NG/LNG - This Week's Main Drivers and the Look Ahead | 06.28.2026
- Timothy Beggans
- 1 day ago
- 2 min read

Natural gas and LNG markets navigated a week of competing bullish and bearish signals as traders balanced summer weather, LNG growth, geopolitical developments, and quarter-end positioning.
This Week's Main Drivers:
1. July Contract Expiration and Holiday Trading
The expiration of the July NYMEX contract and the upcoming July 4th holiday weekend contributed to heightened volatility and position squaring across energy markets.
2. Heat Arrives, But Demand Remains Uneven
Above-normal temperatures are building across the South, boosting power burn demand. However, key population centers from Chicago through New York City remain relatively mild, limiting nationwide cooling demand. Meanwhile, France and portions of Western Europe are experiencing record-breaking heat, increasing power consumption and supporting global gas demand.
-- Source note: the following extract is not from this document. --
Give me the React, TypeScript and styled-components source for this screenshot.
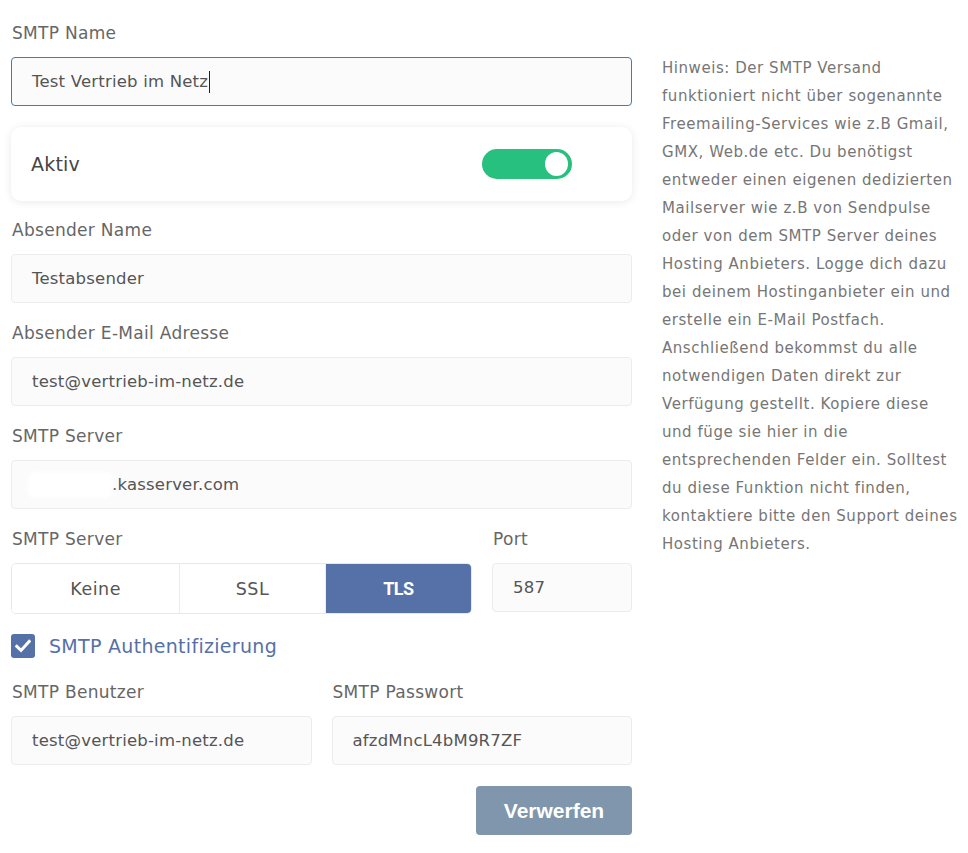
import React from "react";
import styled, { createGlobalStyle } from "styled-components";

const Global = createGlobalStyle`
  html, body { margin: 0; padding: 0; background: #ffffff; }
  body { font-family: "DejaVu Sans", "Open Sans", Arial, sans-serif; }
  * { box-sizing: border-box; }
`;

const Page = styled.div`
  display: flex;
  align-items: flex-start;
  gap: 30px;
  padding: 21px 0 0 11px;
`;

const FormColumn = styled.div`
  width: 621px;
  display: flex;
  flex-direction: column;
`;

const Field = styled.div<{ $mb?: number; $basis?: number }>`
  display: flex;
  flex-direction: column;
  gap: 12px;
  margin-bottom: ${(p) => p.$mb ?? 18}px;
  flex: ${(p) => (p.$basis ? `0 0 ${p.$basis}px` : "1")};
`;

const Label = styled.div`
  font-size: 17px;
  line-height: 24px;
  color: #666666;
  padding-left: 1px;
  letter-spacing: 0.3px;
`;

const TextBox = styled.div<{ $focused?: boolean }>`
  height: 49px;
  display: flex;
  align-items: center;
  padding: 0 20px;
  background: #fbfbfc;
  border: 1px solid ${(p) => (p.$focused ? "#4f78a8" : "#ececec")};
  border-radius: 4px;
  font-size: 16.5px;
  color: #555555;
  white-space: nowrap;
  letter-spacing: 0.2px;
`;

const Caret = styled.span`
  display: inline-block;
  width: 1px;
  height: 22px;
  background: #222;
  margin-left: 1px;
`;

const Redaction = styled.span`
  display: inline-block;
  width: 84px;
  height: 26px;
  margin-left: -4px;
  background: #ffffff;
  filter: blur(2px);
  border-radius: 6px;
`;

const Card = styled.div`
  height: 74px;
  margin: 1px 0 17px;
  display: flex;
  align-items: center;
  justify-content: space-between;
  padding: 0 60px 0 20px;
  background: #ffffff;
  border-radius: 10px;
  box-shadow: 0 1px 8px rgba(0, 0, 0, 0.09);
`;

const CardTitle = styled.div`
  font-size: 19px;
  color: #454545;
  letter-spacing: 0.2px;
`;

const Switch = styled.div<{ $on: boolean }>`
  width: 90px;
  height: 30px;
  border-radius: 15px;
  background: ${(p) => (p.$on ? "#27c07f" : "#cccccc")};
  display: flex;
  align-items: center;
  justify-content: ${(p) => (p.$on ? "flex-end" : "flex-start")};
  padding: 0 4px;
`;

const Knob = styled.div`
  width: 23px;
  height: 24px;
  border-radius: 50%;
  background: #ffffff;
`;

const Row = styled.div<{ $gap: number }>`
  display: flex;
  gap: ${(p) => p.$gap}px;
`;

const Segmented = styled.div`
  width: 461px;
  height: 51px;
  display: flex;
  border: 1px solid #e8e8e8;
  border-radius: 5px;
  overflow: hidden;
  background: #ffffff;
`;

const Segment = styled.div<{ $active?: boolean; $w: number }>`
  width: ${(p) => p.$w}px;
  display: flex;
  align-items: center;
  justify-content: center;
  font-size: ${(p) => (p.$active ? "18px" : "17.5px")};
  letter-spacing: ${(p) => (p.$active ? "-0.6px" : "0.5px")};
  font-family: ${(p) =>
    p.$active ? 'Roboto, "Liberation Sans", Arial, sans-serif' : "inherit"};
  font-weight: ${(p) => (p.$active ? 700 : 400)};
  color: ${(p) => (p.$active ? "#ffffff" : "#555555")};
  background: ${(p) => (p.$active ? "#5670a8" : "#ffffff")};
  & + & {
    border-left: 1px solid #ececec;
  }
`;

const CheckRow = styled.div`
  display: flex;
  align-items: center;
  gap: 14px;
  margin: 20px 0 22px;
`;

const CheckBox = styled.div`
  width: 24px;
  height: 24px;
  border-radius: 3px;
  background: #5670a8;
  display: flex;
  align-items: center;
  justify-content: center;
`;

const CheckLabel = styled.div`
  font-size: 19px;
  color: #5670a8;
  letter-spacing: 0.3px;
`;

const Actions = styled.div`
  display: flex;
  justify-content: flex-end;
  margin-top: 3px;
`;

const Button = styled.button`
  width: 156px;
  height: 49px;
  border: none;
  border-radius: 4px;
  background: #7f96ac;
  color: #ffffff;
  font-family: "Liberation Sans", Arial, sans-serif;
  font-weight: 700;
  font-size: 21px;
`;

const Hint = styled.p`
  width: 300px;
  margin: 33px 0 0;
  font-size: 15px;
  line-height: 28px;
  color: #767676;
  letter-spacing: 0.55px;
`;

export default function App() {
  return (
    <>
      <Global />
      <Page>
        <FormColumn>
          <Field $mb={20}>
            <Label>SMTP Name</Label>
            <TextBox $focused>
              Test Vertrieb im Netz
              <Caret />
            </TextBox>
          </Field>

          <Card>
            <CardTitle>Aktiv</CardTitle>
            <Switch $on>
              <Knob />
            </Switch>
          </Card>

          <Field>
            <Label>Absender Name</Label>
            <TextBox>Testabsender</TextBox>
          </Field>

          <Field>
            <Label>Absender E-Mail Adresse</Label>
            <TextBox>test@vertrieb-im-netz.de</TextBox>
          </Field>

          <Field>
            <Label>SMTP Server</Label>
            <TextBox>
              <Redaction />
              .kasserver.com
            </TextBox>
          </Field>

          <Row $gap={20}>
            <Field $mb={0} $basis={461}>
              <Label>SMTP Server</Label>
              <Segmented>
                <Segment $w={168}>Keine</Segment>
                <Segment $w={146}>SSL</Segment>
                <Segment $w={147} $active>
                  TLS
                </Segment>
              </Segmented>
            </Field>
            <Field $mb={0}>
              <Label>Port</Label>
              <TextBox>587</TextBox>
            </Field>
          </Row>

          <CheckRow>
            <CheckBox>
              <svg width="16" height="14" viewBox="0 0 16 14">
                <path
                  d="M1.8 7.4 L6 11.4 L14.2 2.4"
                  fill="none"
                  stroke="#ffffff"
                  strokeWidth="3"
                  strokeLinecap="square"
                />
              </svg>
            </CheckBox>
            <CheckLabel>SMTP Authentifizierung</CheckLabel>
          </CheckRow>

          <Row $gap={20}>
            <Field>
              <Label>SMTP Benutzer</Label>
              <TextBox>test@vertrieb-im-netz.de</TextBox>
            </Field>
            <Field>
              <Label>SMTP Passwort</Label>
              <TextBox>afzdMncL4bM9R7ZF</TextBox>
            </Field>
          </Row>

          <Actions>
            <Button>Verwerfen</Button>
          </Actions>
        </FormColumn>

        <Hint>
          Hinweis: Der SMTP Versand funktioniert nicht über sogenannte
          Freemailing-Services wie z.B Gmail, GMX, Web.de etc. Du benötigst
          entweder einen eigenen dedizierten Mailserver wie z.B von Sendpulse
          oder von dem SMTP Server deines Hosting Anbieters. Logge dich dazu bei
          deinem Hostinganbieter ein und erstelle ein E-Mail Postfach.
          Anschließend bekommst du alle notwendigen Daten direkt zur Verfügung
          gestellt. Kopiere diese und füge sie hier in die entsprechenden Felder
          ein. Solltest du diese Funktion nicht finden, kontaktiere bitte den
          Support deines Hosting Anbieters.
        </Hint>
      </Page>
    </>
  );
}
3. Strait of Hormuz Slowly Normalizing
Vessel traffic through the Strait of Hormuz continues to improve following recent disruptions. While shipping flows are gradually returning to normal, market participants remain sensitive to any renewed geopolitical tensions given the region's importance to global LNG trade.
4. LNG Feedgas Demand Improves
Golden Pass LNG continues progressing toward commercial operations, with Train 1 now operating above 50% utilization. Growing LNG feedgas demand remains one of the strongest structural supports for U.S. natural gas balances.
5. Competing Generation Sources Cap Demand
Strong renewable output, healthy nuclear availability, and coal generation continue to offset some natural gas demand in the power sector despite rising summer temperatures.
The Look Ahead:
The global LNG market increasingly appears focused on winter risk.
European winter spreads remain in backwardation, discouraging aggressive storage injections even as inventories slowly climb toward 50% full with only four months remaining in the injection season. At the same time, uncertainty surrounding the timing of Qatar's full export normalization is supporting winter LNG pricing.
Spot LNG cargo economics continue favoring Asia, creating additional competition for European buyers. Weather remains a wildcard. While concerns over a developing Super El Niño are tempering expectations for a severe winter, history reminds us that Polar Vortex disruptions can still occur under El Niño conditions.
Finally, the Atlantic hurricane season has started quietly. However, the peak months of August through October remain directly ahead for Gulf Coast LNG facilities and natural gas infrastructure.
As we move into July, the market's primary focus remains unchanged: weather, LNG exports, European storage progress, and geopolitical stability.